5) Properly fight all forms of oppressions under capitalism

Revolutionists must fight all forms of oppression under capitalism, including those which are a by-product of (or reinforced by) class domination. Among those, we include sexism, racism, homophobia, xenophobia, religious intolerance against atheists and oppressed creeds, etc. The revolutionary party must strive to be the “tribune of the people”, that is, lead all the downtrodden against capitalism, under the guidance of the proletariat. Fighting all such prejudices is the only way to unite the masses under a single socialist banner, instead of splitting the oppressed in various separated (and sometimes opposing) movements. For this, the party and the class must rid themselves as much as possible from reproducing all poisoning ideologies that only benefit the ruling class. Only by doing so can we properly defend the workers.

We consider the recent de-criminalization of homosexuality in India to have been an important (albeit very limited) victory for all the oppressed. We did not find much about the LGBT question in the English language literature of the WSP, only some brief references. We could see that WSP militants favored the change in the law and oppose state interference in the consensual relationships of adults.
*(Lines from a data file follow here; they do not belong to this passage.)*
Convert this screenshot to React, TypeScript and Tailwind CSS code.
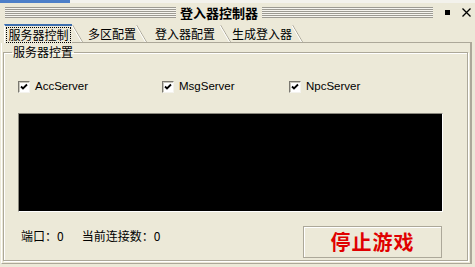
import React from 'react'

const tabs = [
  { label: '多区配置', box: 'w-[53px] pl-[5px]' },
  { label: '登入器配置', box: 'w-[73px] pl-[8px]' },
  { label: '生成登入器', box: 'w-[61px] pl-[1px]' },
]

const servers = [
  { name: 'AccServer', box: 'w-[144px]' },
  { name: 'MsgServer', box: 'w-[127px]' },
  { name: 'NpcServer', box: 'w-[100px]' },
]

function Stripes() {
  return (
    <div className="flex-1 h-[11px] bg-[repeating-linear-gradient(to_bottom,#9c9a92_0px,#9c9a92_1px,#f6f5ef_1px,#f6f5ef_2px)]" />
  )
}

function TabSlant() {
  return (
    <svg width="11" height="17" viewBox="0 0 11 17" className="shrink-0">
      <line x1="0.5" y1="0" x2="10.5" y2="17" stroke="#aca899" strokeWidth="1" />
      <line x1="-0.5" y1="0" x2="9.5" y2="17" stroke="#ffffff" strokeWidth="1" />
    </svg>
  )
}

function CheckBox() {
  return (
    <div className="w-[12px] h-[12px] bg-white border border-t-[#7a7870] border-l-[#7a7870] border-b-[#f4f3ee] border-r-[#f4f3ee] shadow-[inset_1px_1px_0_#c8c6bc] flex items-center justify-center">
      <svg width="8" height="8" viewBox="0 0 8 8">
        <path d="M1 3.5 L3 5.5 L7 1.5" fill="none" stroke="#000" strokeWidth="1.8" />
      </svg>
    </div>
  )
}

export default function App() {
  return (
    <div className="w-[475px] h-[267px] overflow-hidden bg-[#ECE9D8] flex flex-col font-['Liberation_Sans','Noto_Sans_CJK_SC',sans-serif] text-black">
      {/* leftover strip from window behind */}
      <div className="h-[3px] flex">
        <div className="w-[70px] bg-[#4d7fc8]" />
        <div className="flex-1 bg-[#f3f2ec]" />
      </div>

      {/* title bar */}
      <div className="h-[19px] flex items-center pl-[5px]">
        <Stripes />
        <div className="mx-[4px] text-[13px] leading-[13px] font-bold font-['Noto_Sans_CJK_SC',sans-serif]">登入器控制器</div>
        <Stripes />
        <div className="w-[42px] flex items-center pl-[12px]">
          <div className="w-[5px] h-[5px] bg-black" />
          <svg width="9" height="9" viewBox="0 0 9 9" className="ml-[12px]">
            <path d="M0.5 0.5 L8.5 8.5 M8.5 0.5 L0.5 8.5" stroke="#000" strokeWidth="1.3" />
          </svg>
        </div>
      </div>

      {/* tabs */}
      <div className="h-[21px] flex items-end pl-[4px] text-[12px] leading-[12px] whitespace-nowrap font-['Noto_Sans_CJK_SC',sans-serif]">
        <div className="w-[68px] h-[19px] shrink-0 border-t-[2px] border-t-[#3d6fb0] border-l border-l-white flex items-center justify-center">
          <span className="outline-1 outline-dotted outline-black px-[1px] py-[1px]">服务器控制</span>
        </div>
        <div className="flex items-end border-b border-b-[#aca899] flex-1 mr-[3px]">
          <TabSlant />
          {tabs.map((t) => (
            <div key={t.label} className="flex items-end shrink-0">
              <div className={`${t.box} h-[17px] flex items-center shrink-0`}>{t.label}</div>
              <TabSlant />
            </div>
          ))}
        </div>
      </div>

      {/* panel */}
      <div className="ml-[1px] w-[471px] h-[221px] border-l border-l-white border-r-[2px] border-r-[#aca899] border-b border-b-[#aca899] pt-[2px] pl-[1px] pr-[2px]">
        <fieldset className="h-[216px] border border-[#aca899] shadow-[inset_1px_1px_0_#fff,1px_1px_0_#fff] px-0">
          <legend className="ml-[8px] px-[1px] text-[12px] leading-[14px] font-['Noto_Sans_CJK_SC',sans-serif]">服务器控置</legend>

          <div className="mt-[21px] ml-[14px] flex items-center h-[13px] text-[11.5px]">
            {servers.map((s) => (
              <label key={s.name} className={`${s.box} flex items-center gap-[5px]`}>
                <CheckBox />
                <span>{s.name}</span>
              </label>
            ))}
          </div>

          <div className="mt-[20px] ml-[14px] w-[425px] h-[99px] bg-black border border-t-[#8a887e] border-l-[#8a887e] border-b-white border-r-white" />

          <div className="mt-[14px] flex items-start">
            <div className="ml-[17px] mt-[4px] flex text-[12px] leading-[12px] font-['Noto_Sans_CJK_SC',sans-serif]">
              <span>端口：0</span>
              <span className="ml-[18px]">当前连接数：0</span>
            </div>
            <button className="ml-auto mr-[25px] w-[139px] h-[32px] bg-[#ECE9D8] border border-[#aca899] shadow-[inset_1px_1px_0_#fff] text-[#e00000] text-[20px] leading-[20px] font-bold font-['Noto_Sans_CJK_SC',serif] tracking-[1px]">
              停止游戏
            </button>
          </div>
        </fieldset>
      </div>
    </div>
  )
}
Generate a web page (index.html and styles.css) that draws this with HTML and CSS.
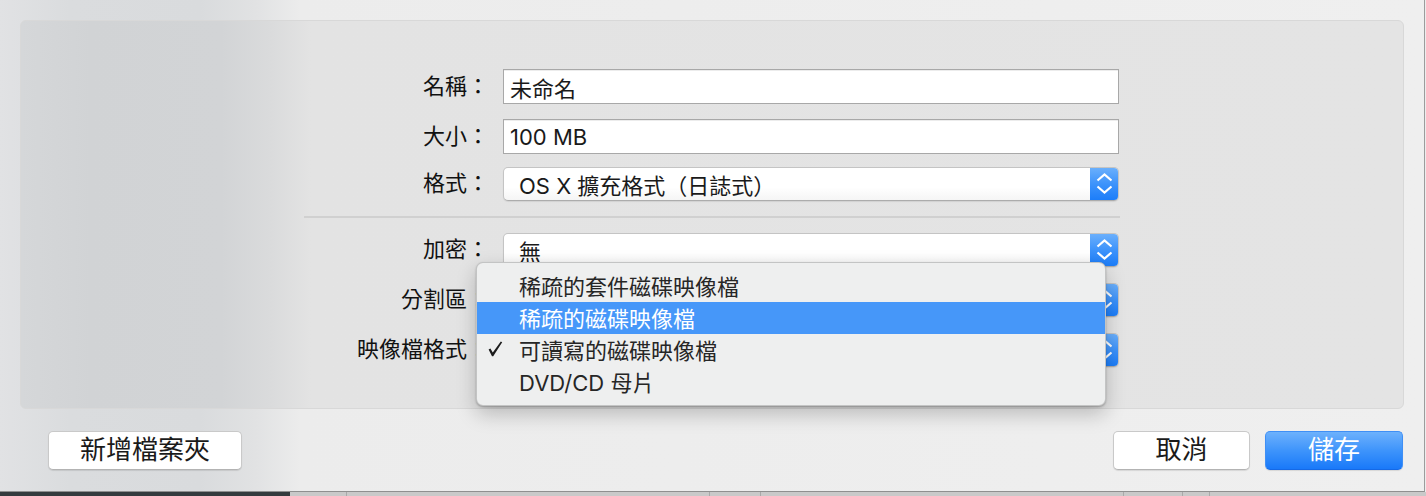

But at the same time, we saw the use, by some militants, of terms such as “sexual deviation” and “perversion” to refer to homosexuality, and that it was a “disease of capitalism” (some of these statements were made in the name of the party). We regard this as a serious issue, which could damage the WSP work in the eyes of the homosexual youth and workers.

Both medical science and the socialist program for this question have developed a lot since Lenin’s time. Today we know that homosexuality is no illness. This has been confirmed by several psychology and psychiatry counsels worldwide. The psychological issues that harm gay people derive from the violence and repression they suffer in capitalist society. Today we know that homosexuality is very common in the animal kingdom and humans are no exception. Contrary to other practices that humans have evolved from, homosexuality causes absolute no harm to society and there is no logical reason for socialists today to treat it in the terms above mentioned. There are gay and bisexual comrades within our own group who would be repelled by such statements. We imagine the same would be true for LGBT people in India. Not only there is no logical reason to sustain such opinions, but they would also unnecessarily alienate progressive youth and workers from your party. A correction and clarification on this issue is urgent if the WSP wants to properly defend this oppressed minority and attempt to win them over to the program of Permanent Revolution.

Comrades of the WSP, we take our commitment as internationalists seriously as a condition for our very survival as revolutionists, and by this we mean neither diplomatic non-aggression pacts with groups in other countries, nor passivity towards discussions. That is the reason for this document. We ask you to attentively study the documents available in English in our website (https://rr4i.milharal.org/english/), as we have done and will continue to do with your documents. We are adamant that capitalism can only be eventually overthrown through regrouping the subjective revolutionaries around the world on a sound programmatic basis to rebuild the Fourth International.